I’m also very happy that everyone I’ve ever worked with has never negated something else. I remember going to ballet class and a teacher would say, “Oh you have to hold your hand like this and your fingers have to be like that.” Then you’d go to another teacher who said, “You should never do that.” In acting, there isn’t any of that. It feels extensive. I am at liberty to do anything.  
 
 
On Working with David Gordon and Beyond  
 
It’s very difficult to live and work with somebody because you have no space in between. If you have a studio in your house, you live and work in the same house.
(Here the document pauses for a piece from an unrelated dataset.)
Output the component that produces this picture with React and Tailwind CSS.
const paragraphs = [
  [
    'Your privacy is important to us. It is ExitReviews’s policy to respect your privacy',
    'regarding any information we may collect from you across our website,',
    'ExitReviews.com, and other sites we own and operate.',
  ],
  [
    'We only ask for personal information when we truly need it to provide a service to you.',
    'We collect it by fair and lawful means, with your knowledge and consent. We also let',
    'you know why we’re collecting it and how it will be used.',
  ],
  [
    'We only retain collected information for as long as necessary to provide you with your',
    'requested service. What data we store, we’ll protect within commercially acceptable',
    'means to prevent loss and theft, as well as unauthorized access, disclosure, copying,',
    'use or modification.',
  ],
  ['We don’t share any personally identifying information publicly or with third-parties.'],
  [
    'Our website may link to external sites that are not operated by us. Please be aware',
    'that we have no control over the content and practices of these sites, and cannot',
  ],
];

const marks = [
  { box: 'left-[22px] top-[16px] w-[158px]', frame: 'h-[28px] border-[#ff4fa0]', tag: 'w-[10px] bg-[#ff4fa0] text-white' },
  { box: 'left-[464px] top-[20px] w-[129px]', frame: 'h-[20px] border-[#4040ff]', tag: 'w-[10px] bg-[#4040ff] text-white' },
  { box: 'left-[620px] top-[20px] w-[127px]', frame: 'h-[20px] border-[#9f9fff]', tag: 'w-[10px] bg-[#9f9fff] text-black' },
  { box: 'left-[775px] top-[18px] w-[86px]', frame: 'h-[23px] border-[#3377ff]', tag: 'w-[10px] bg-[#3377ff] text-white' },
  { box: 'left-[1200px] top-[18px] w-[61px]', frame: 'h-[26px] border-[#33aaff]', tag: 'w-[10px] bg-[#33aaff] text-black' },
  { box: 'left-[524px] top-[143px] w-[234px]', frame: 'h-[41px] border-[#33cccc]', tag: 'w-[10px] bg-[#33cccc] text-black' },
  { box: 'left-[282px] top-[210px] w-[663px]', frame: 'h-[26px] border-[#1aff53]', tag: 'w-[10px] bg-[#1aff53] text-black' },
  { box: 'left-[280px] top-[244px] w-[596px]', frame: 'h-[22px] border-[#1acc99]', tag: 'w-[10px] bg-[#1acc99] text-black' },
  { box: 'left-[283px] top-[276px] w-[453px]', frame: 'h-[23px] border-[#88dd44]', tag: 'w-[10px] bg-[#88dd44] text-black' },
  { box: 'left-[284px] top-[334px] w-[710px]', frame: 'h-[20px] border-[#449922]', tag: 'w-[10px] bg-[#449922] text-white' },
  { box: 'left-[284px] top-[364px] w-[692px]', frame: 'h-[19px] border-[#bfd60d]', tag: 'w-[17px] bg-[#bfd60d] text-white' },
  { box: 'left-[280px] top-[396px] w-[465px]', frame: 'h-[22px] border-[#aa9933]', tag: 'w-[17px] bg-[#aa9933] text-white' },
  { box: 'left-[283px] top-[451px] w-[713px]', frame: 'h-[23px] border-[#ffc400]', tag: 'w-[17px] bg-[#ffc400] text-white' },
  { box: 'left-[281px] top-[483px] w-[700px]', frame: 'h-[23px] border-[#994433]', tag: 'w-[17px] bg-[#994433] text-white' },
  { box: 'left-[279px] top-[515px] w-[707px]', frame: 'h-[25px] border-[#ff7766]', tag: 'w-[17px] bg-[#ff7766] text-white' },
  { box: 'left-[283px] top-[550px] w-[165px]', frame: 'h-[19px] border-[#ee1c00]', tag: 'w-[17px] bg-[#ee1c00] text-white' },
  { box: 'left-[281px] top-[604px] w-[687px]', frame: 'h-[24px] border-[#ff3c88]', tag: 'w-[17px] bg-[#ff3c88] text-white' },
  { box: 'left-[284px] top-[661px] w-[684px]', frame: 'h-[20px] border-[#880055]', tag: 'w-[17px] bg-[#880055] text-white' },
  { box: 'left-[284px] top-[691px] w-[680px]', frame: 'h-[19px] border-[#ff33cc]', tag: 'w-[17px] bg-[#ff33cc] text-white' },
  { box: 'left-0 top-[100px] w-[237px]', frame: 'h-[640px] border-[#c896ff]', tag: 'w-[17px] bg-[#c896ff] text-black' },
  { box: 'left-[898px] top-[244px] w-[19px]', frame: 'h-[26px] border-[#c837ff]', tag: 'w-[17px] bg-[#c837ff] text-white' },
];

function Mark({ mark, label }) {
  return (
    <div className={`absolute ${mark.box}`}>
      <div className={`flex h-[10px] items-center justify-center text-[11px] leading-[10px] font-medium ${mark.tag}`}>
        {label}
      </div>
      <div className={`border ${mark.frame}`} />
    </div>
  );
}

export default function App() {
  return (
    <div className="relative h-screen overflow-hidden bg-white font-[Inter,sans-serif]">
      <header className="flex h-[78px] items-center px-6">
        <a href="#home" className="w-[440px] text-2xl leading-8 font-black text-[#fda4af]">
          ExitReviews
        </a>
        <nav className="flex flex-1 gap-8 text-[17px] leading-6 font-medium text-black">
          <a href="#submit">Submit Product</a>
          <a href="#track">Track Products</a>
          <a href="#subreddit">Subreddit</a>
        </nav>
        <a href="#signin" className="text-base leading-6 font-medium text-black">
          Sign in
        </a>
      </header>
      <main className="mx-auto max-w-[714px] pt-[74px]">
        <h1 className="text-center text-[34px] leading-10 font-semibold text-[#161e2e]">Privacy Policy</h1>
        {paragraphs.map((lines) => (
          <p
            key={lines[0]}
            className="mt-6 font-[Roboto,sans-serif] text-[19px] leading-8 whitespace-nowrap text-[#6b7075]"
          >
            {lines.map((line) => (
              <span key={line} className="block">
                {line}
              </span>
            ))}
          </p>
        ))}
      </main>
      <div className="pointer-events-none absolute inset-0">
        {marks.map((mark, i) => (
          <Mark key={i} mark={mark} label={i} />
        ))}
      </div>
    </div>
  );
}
Immediately after you have finished rehearsal, you go through that door and you start making supper. There is no clear boundary between work and life, so it requires enormous energy, patience and generosity towards each other. I find that going on vacation together in the summers is very important for David and me. We aren’t working—well, he may be working on something in his head but we’re not physically working. 
 
I also work with other people. I like working with other people because they perceive you in different lights. When you work with someone for a long time, they have a strong idea of who you are and what you can do. That is inevitable. So by going somewhere else and sticking your neck out—sometimes it’s very interesting, sometimes it’s a disaster—but you live and you learn. It is also wonderful to be able to go away from it at the end of the day, to have the space between work and life.
 
Most recently, I’ve been working with Jonah Bokaer, who was with Merce after I was there. I met him through alumni and company dinners. He was marvelously generous and refreshing. We did a lot of improvising and we were working with text rather specifically for this one piece. But we did things that I’d never done before. I’d been in much more formal situations, but I had never improvised. In the mornings, I would create a plan for what I would do in rehearsal, and for a couple of days I laughingly excused myself, “I’ve never improvised and this is all very new to me.” I stopped needing to say that very quickly. There’s also a John Cage saying, and I’m paraphrasing, “I’m here and I’m doing nothing, but nothing is something.”